Delaware's sediment and stormwater requirements generally apply to construction and grading activities that disturb land above the statutory threshold and to certain categories of post-construction site alteration. The exact current threshold, the list of exempt activities, and the definition of "land disturbance" should be verified directly against the current regulations and the DNREC program page. Thresholds have been adjusted over time, and specific project categories (agricultural, forestry, certain linear utilities) may be handled separately.
What a typical covered project has to do
- Prepare a Sediment and Stormwater Plan meeting the Erosion and Sediment Control Handbook and BMP Standards.
- Submit the plan for DNREC review (or, where delegated, the appropriate delegated agency — some plans are reviewed by delegated county or conservation-district staff).
- File a Notice of Intent (NOI) under NPDES for stormwater discharges associated with construction activity.
- Install the perimeter controls and temporary BMPs before beginning land disturbance.
- Maintain and inspect BMPs throughout construction, per the approved plan and the regulations.
- Install permanent post-construction BMPs per the BMP Standards for long-term stormwater management.
- File a Notice of Termination (NOT) at project closeout to end NPDES coverage.
Who reviews the plan
Delaware uses a delegated review system. DNREC's Sediment and Stormwater Program retains direct review for certain project categories, but much of the review capacity is delegated to county conservation districts and some municipal programs. Which entity reviews your plan depends on location, project type, and current delegation agreements. The DNREC program page is the best starting point for identifying the correct reviewing agency.
Certification courses
DNREC publishes a list of approved certification courses for construction site managers, responsible personnel, and inspectors. For projects above certain thresholds, having certified personnel on site is required. Course listings and approved providers are published on the DNREC hub.
How Delaware differs from neighboring states
- Delegated review. DE uses conservation districts and delegated agencies for much of plan review. Other states centralize more heavily at the state level (MDE in Maryland is notably more centralized).
- Integrated program. Delaware's sediment-and-stormwater program is unified; some states separate sediment/erosion rules from post-construction stormwater rules, which can create coordination gaps.
- NPDES construction general permit. Delaware runs its NPDES program under delegation from EPA, similar to neighboring states but with Delaware-specific forms, fees, and timelines.
Common pitfalls
- Starting land disturbance before plan approval.
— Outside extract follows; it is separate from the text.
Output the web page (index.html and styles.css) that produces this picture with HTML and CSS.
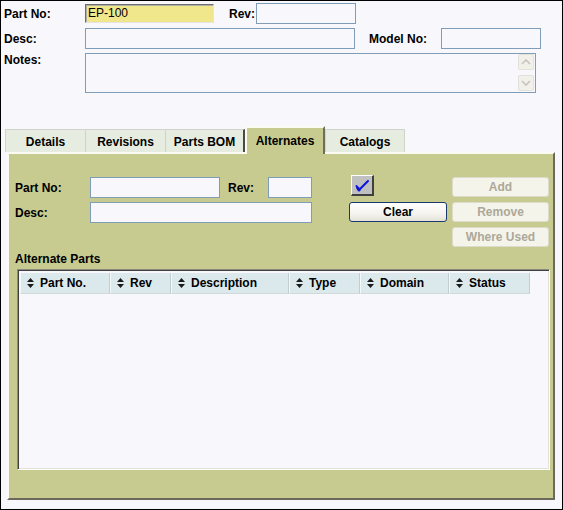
FILE: index.html
```html
<!DOCTYPE html>
<html>
<head>
<meta charset="utf-8">
<title>Part</title>
<link rel="stylesheet" href="styles.css">
</head>
<body>
<div class="frame">
  <div class="head">
    <div class="row">
      <span class="lbl lbl-main">Part No:</span>
      <div class="field field-key">EP-100</div>
      <span class="lbl lbl-rev">Rev:</span>
      <div class="field field-rev"></div>
    </div>
    <div class="row row-gap">
      <span class="lbl lbl-main">Desc:</span>
      <div class="field field-desc"></div>
      <span class="lbl lbl-model">Model No:</span>
      <div class="field field-model"></div>
    </div>
    <div class="row row-gap row-notes">
      <span class="lbl lbl-main lbl-top">Notes:</span>
      <div class="field notes">
        <div class="scroll">
          <div class="sbtn"><svg width="10" height="6" viewBox="0 0 10 6"><path d="M1 5 L5 1 L9 5" fill="none" stroke="#c4c4bc" stroke-width="1.6"/></svg></div>
          <div class="sbtn"><svg width="10" height="6" viewBox="0 0 10 6"><path d="M1 1 L5 5 L9 1" fill="none" stroke="#c4c4bc" stroke-width="1.6"/></svg></div>
        </div>
      </div>
    </div>
  </div>

  <div class="tabs">
    <div class="tab">Details</div>
    <div class="tab">Revisions</div>
    <div class="tab tab-before">Parts BOM</div>
    <div class="tab tab-active">Alternates</div>
    <div class="tab tab-last">Catalogs</div>
  </div>

  <div class="panel">
    <div class="search">
      <div class="sform">
        <div class="srow">
          <span class="lbl slbl">Part No:</span>
          <div class="field f-part"></div>
          <span class="lbl slbl-rev">Rev:</span>
          <div class="field f-rev"></div>
        </div>
        <div class="srow srow-gap">
          <span class="lbl slbl">Desc:</span>
          <div class="field f-desc"></div>
        </div>
      </div>
      <div class="mid">
        <button class="btn-check"><svg width="16" height="14" viewBox="0 0 16 14"><path d="M2.5 8 L5 12 L14 3" fill="none" stroke="#0a14d8" stroke-width="2" stroke-linejoin="round" stroke-linecap="round"/><path d="M3.8 10 L5 12" stroke="#0a14d8" stroke-width="3" stroke-linecap="round"/></svg></button>
        <button class="btn-clear">Clear</button>
      </div>
      <div class="actions">
        <button class="btn-dis">Add</button>
        <button class="btn-dis">Remove</button>
        <button class="btn-dis">Where Used</button>
      </div>
    </div>

    <div class="section-title">Alternate Parts</div>

    <div class="grid-box">
      <div class="grid-head">
        <div class="col c1"><svg class="sort" width="7" height="10" viewBox="0 0 7 10"><path d="M0 4 L3.5 0 L7 4 Z M0 6 L7 6 L3.5 10 Z" fill="#1a1a1a"/></svg>Part No.</div>
        <div class="col c2"><svg class="sort" width="7" height="10" viewBox="0 0 7 10"><path d="M0 4 L3.5 0 L7 4 Z M0 6 L7 6 L3.5 10 Z" fill="#1a1a1a"/></svg>Rev</div>
        <div class="col c3"><svg class="sort" width="7" height="10" viewBox="0 0 7 10"><path d="M0 4 L3.5 0 L7 4 Z M0 6 L7 6 L3.5 10 Z" fill="#1a1a1a"/></svg>Description</div>
        <div class="col c4"><svg class="sort" width="7" height="10" viewBox="0 0 7 10"><path d="M0 4 L3.5 0 L7 4 Z M0 6 L7 6 L3.5 10 Z" fill="#1a1a1a"/></svg>Type</div>
        <div class="col c5"><svg class="sort" width="7" height="10" viewBox="0 0 7 10"><path d="M0 4 L3.5 0 L7 4 Z M0 6 L7 6 L3.5 10 Z" fill="#1a1a1a"/></svg>Domain</div>
        <div class="col c6"><svg class="sort" width="7" height="10" viewBox="0 0 7 10"><path d="M0 4 L3.5 0 L7 4 Z M0 6 L7 6 L3.5 10 Z" fill="#1a1a1a"/></svg>Status</div>
      </div>
    </div>
  </div>
</div>
</body>
</html>
```

FILE: styles.css
```css
* { box-sizing: border-box; }

html, body {
  margin: 0;
  padding: 0;
  background: #f8f8fc;
}

body {
  font-family: "Liberation Sans", Arial, sans-serif;
  font-size: 12px;
  color: #000;
}

.frame {
  width: 563px;
  height: 510px;
  border: 1px solid #000;
  background: #f8f8fc;
  overflow: hidden;
}

.head {
  padding: 2px 0 0 3px;
}

.row {
  display: flex;
  align-items: center;
  height: 21px;
}

.row-gap { margin-top: 4px; }

.row-notes {
  height: 40px;
  align-items: flex-start;
}

.lbl {
  font-weight: bold;
  line-height: 14px;
  white-space: nowrap;
}

.lbl-main { width: 81px; }
.lbl-top { margin-top: 0; }

.lbl-rev {
  margin-left: 15px;
  width: 27px;
}

.lbl-model {
  margin-left: 14px;
  width: 72px;
}

.field {
  height: 21px;
  border: 1px solid #7f9db9;
  background: #f8f8fc;
}

.field-key {
  width: 129px;
  height: 19px;
  background: #f0e68c;
  border-color: #6e6e6e #e4e4e4 #e4e4e4 #6e6e6e;
  box-shadow: inset 1px 1px 0 #b0b0a0;
  padding-left: 2px;
  line-height: 17px;
  font-size: 12px;
}

.field-rev { width: 100px; }
.field-desc { width: 270px; }
.field-model { width: 100px; }

.notes {
  width: 451px;
  height: 40px;
  display: flex;
  justify-content: flex-end;
}

.scroll {
  width: 17px;
  display: flex;
  flex-direction: column;
  justify-content: space-between;
  padding: 0 1px 1px 0;
}

.sbtn {
  width: 16px;
  height: 16px;
  background: #f1f1ea;
  border: 1px solid #e2e2da;
  border-radius: 2px;
  display: flex;
  align-items: center;
  justify-content: center;
}

/* tabs */
.tabs {
  margin: 33px 0 0 4px;
  height: 26px;
  display: flex;
  align-items: flex-end;
  position: relative;
  z-index: 2;
}

.tab {
  width: 80px;
  height: 23px;
  background: #e6ecdf;
  border-top: 1px solid #cfd3cb;
  border-left: 1px solid #cfd3cb;
  display: flex;
  align-items: center;
  justify-content: center;
  font-weight: bold;
  padding-top: 1px;
}

.tab-before {
  border-right: 2px solid #4a4a44;
}

.tab-last {
  border-right: 1px solid #cfd3cb;
}

.tab-active {
  height: 28px;
  margin-bottom: -2px;
  background: #c7cb90;
  border-top: 2px solid #fbfbf4;
  border-left: 2px solid #fbfbf4;
  border-right: 2px solid #6e6d60;
  padding-top: 1px;
  padding-bottom: 2px;
}

/* panel */
.panel {
  margin-left: 6px;
  width: 548px;
  height: 348px;
  background: #c7cb90;
  border-style: solid;
  border-width: 2px;
  border-color: #fbfbf4 #6a695c #6a695c #fbfbf4;
  padding: 21px 0 0 6px;
  position: relative;
  z-index: 1;
}

.search {
  display: flex;
  align-items: flex-start;
}

.sform { margin-top: 2px; }

.srow {
  display: flex;
  align-items: center;
  height: 21px;
}

.srow-gap { margin-top: 4px; }

.slbl { width: 75px; }

.slbl-rev {
  margin-left: 8px;
  width: 40px;
}

.f-part { width: 130px; }
.f-rev { width: 44px; }
.f-desc { width: 222px; }

.mid {
  margin-left: 37px;
  width: 98px;
  display: flex;
  flex-direction: column;
  align-items: flex-start;
}

button {
  font-family: "Liberation Sans", Arial, sans-serif;
  font-size: 12px;
  font-weight: bold;
  padding: 0;
  margin: 0;
}

.btn-check {
  margin-left: 2px;
  width: 23px;
  height: 21px;
  background: #c0c0c0;
  border-style: solid;
  border-width: 1px 2px 2px 1px;
  border-color: #ffffff #404040 #404040 #ffffff;
  display: flex;
  align-items: center;
  justify-content: center;
}

.btn-clear {
  margin-top: 6px;
  width: 98px;
  height: 20px;
  border: 1px solid #1a3a6e;
  border-radius: 3px;
  background: linear-gradient(#ffffff, #f4f3ee 60%, #e4e2d8);
  color: #000;
  line-height: 18px;
}

.actions {
  margin-left: 5px;
  margin-top: 2px;
  width: 97px;
  display: flex;
  flex-direction: column;
  gap: 5px;
}

.btn-dis {
  width: 97px;
  height: 20px;
  background: #f5f4ea;
  border: 1px solid #dcdbcc;
  border-radius: 3px;
  color: #aca899;
  line-height: 18px;
}

.section-title {
  margin-top: 5px;
  font-weight: bold;
  line-height: 14px;
}

.grid-box {
  margin: 3px 0 0 2px;
  width: 533px;
  height: 201px;
  background: #f8f8fc;
  border-style: solid;
  border-width: 1px;
  border-color: #8a8a80 #ffffff #ffffff #8a8a80;
  box-shadow: inset 1px 1px 0 #404040, inset -1px -1px 0 #e2e2da;
  padding: 3px 2px 2px 2px;
}

.grid-head {
  display: flex;
  height: 21px;
}

.col {
  height: 21px;
  background: #dce9ec;
  border-left: 1px solid #f2f7f8;
  border-right: 1px solid #c2cdcd;
  border-bottom: 1px solid #d0dada;
  display: flex;
  align-items: center;
  padding-left: 6px;
  font-weight: bold;
  white-space: nowrap;
}

.sort {
  margin-right: 6px;
  flex: none;
}

.c1 { width: 90px; }
.c2 { width: 61px; }
.c3 { width: 118px; }
.c4 { width: 71px; }
.c5 { width: 89px; }
.c6 { width: 81px; }
```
Do not begin earthwork on the expectation that approval is coming — DNREC and delegated agencies take enforcement action on premature grading.
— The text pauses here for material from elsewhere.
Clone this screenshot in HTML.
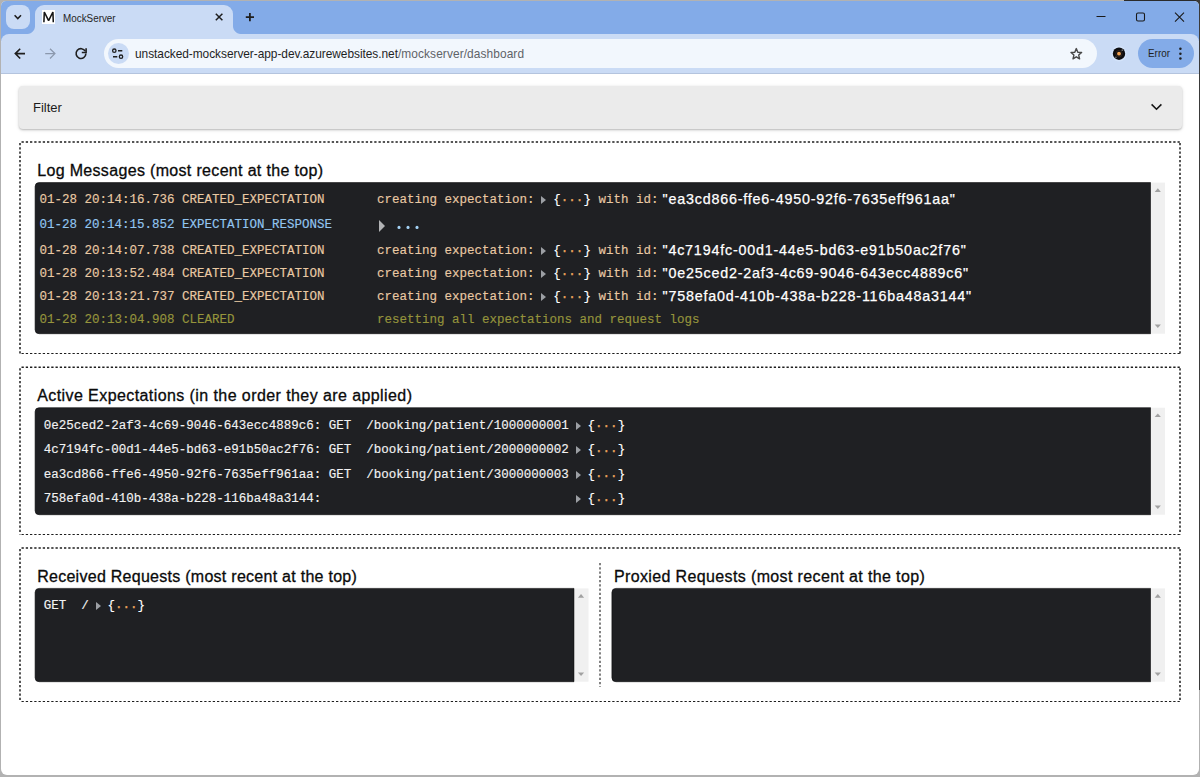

- Underestimating the review timeline. Plan submission, review comments, revisions, and resubmission can take weeks. Build this into the project schedule upstream.
- Missing NOI filing. The construction general permit is not automatic; the NOI is the contractor's affirmative filing and it must be done before ground disturbance.
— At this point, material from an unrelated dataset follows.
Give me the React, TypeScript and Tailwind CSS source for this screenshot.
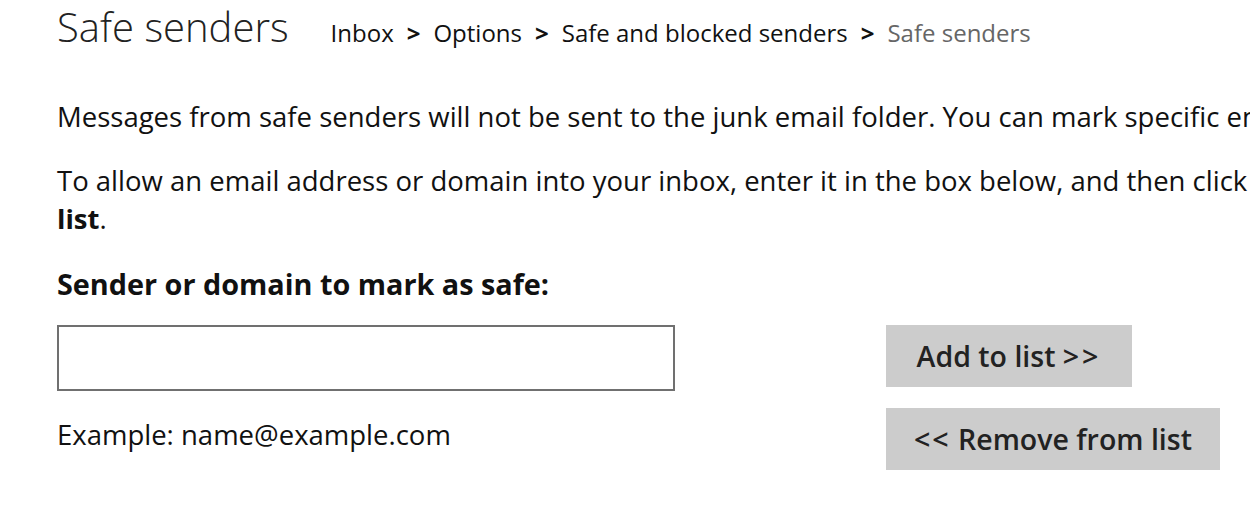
const crumbs = ['Inbox', 'Options', 'Safe and blocked senders'];

const font = { fontFamily: '"Open Sans", "Noto Sans", sans-serif' };

const App = () => {
  return (
    <div className="w-[1250px] h-[511px] overflow-hidden bg-white text-[#111] pl-[57px]" style={font}>
      <div className="flex items-baseline h-[52px] pt-[5px] whitespace-nowrap">
        <h1 className="text-[40px] leading-[44px] font-light text-[#222]">Safe senders</h1>
        <nav className="flex items-baseline ml-[42px] text-[24px] text-[#111]">
          {crumbs.map((c) => (
            <span key={c} className="flex items-baseline">
              <span>{c}</span>
              <span className="font-bold mx-[13px]">&gt;</span>
            </span>
          ))}
          <span className="text-[#666]">Safe senders</span>
        </nav>
      </div>

      <p className="mt-[46px] text-[27.5px] leading-[38px] whitespace-nowrap">
        Messages from safe senders will not be sent to the junk email folder. You can mark specific email addresses or domains as safe.
      </p>
      <p className="mt-[26px] text-[27.5px] leading-[38px] whitespace-nowrap">
        To allow an email address or domain into your inbox, enter it in the box below, and then click <b>Add to</b>
        <br />
        <b>list</b>.
      </p>

      <h2 className="mt-[27px] text-[28.8px] leading-[38px] font-bold">Sender or domain to mark as safe:</h2>

      <div className="flex mt-[22px]">
        <div className="flex flex-col">
          <input
            type="text"
            className="w-[618px] h-[66px] border-2 border-[#707070] bg-white outline-none px-3 text-[27px]"
          />
          <div className="mt-[25px] text-[27.5px] leading-[38px] whitespace-nowrap">Example: name@example.com</div>
        </div>
        <div className="flex flex-col items-start gap-[21px] ml-[211px]">
          <button className="w-[246px] h-[62px] bg-[#cccccc] text-[28.5px] font-semibold text-[#222] whitespace-nowrap">
            Add to list <span className="tracking-[3px]">&gt;&gt;</span>
          </button>
          <button className="w-[334px] h-[62px] bg-[#cccccc] text-[28.5px] font-semibold text-[#222] whitespace-nowrap">
            <span className="tracking-[2px]">&lt;&lt;</span> Remove from list
          </button>
        </div>
      </div>
    </div>
  );
};

export default App;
- Inadequate BMP maintenance during construction. Failed silt fence or clogged sediment basins invite stop-work orders; BMP maintenance is not optional.
- Treating post-construction BMPs as a design afterthought. Permanent BMPs have design standards that drive site layout — plan for them during civil design, not at closeout.
The practical workflow
- Determine coverage: does the project disturb more than the statutory threshold?
- Identify the reviewing agency (DNREC or delegated county/conservation district).
- Design sediment/erosion and post-construction BMPs per the Handbook and BMP Standards.
- Submit the Sediment and Stormwater Plan for review; revise per comments.
- File NOI for NPDES construction general permit coverage.
- Install perimeter controls and temporary BMPs before any earthwork.
- Maintain and inspect throughout construction; document inspections.
- Install permanent BMPs per the approved plan.
- File NOT at project closeout.
When to get direct help
For coverage questions or plan-review questions, DNREC's Sediment and Stormwater Program is the right first call. For delegated-review jurisdictions, the relevant county conservation district handles day-to-day plan review. Contact details are on the DNREC hub page linked above.
Why we built this
Delaware contractors working across counties (and cross-state contractors from PA / NJ / MD) routinely miss which agency reviews their plan or underestimate the review timeline. This page surfaces the primary sources and the actual workflow so contractors can plan properly — especially for projects near county boundaries where the reviewing agency can be non-obvious.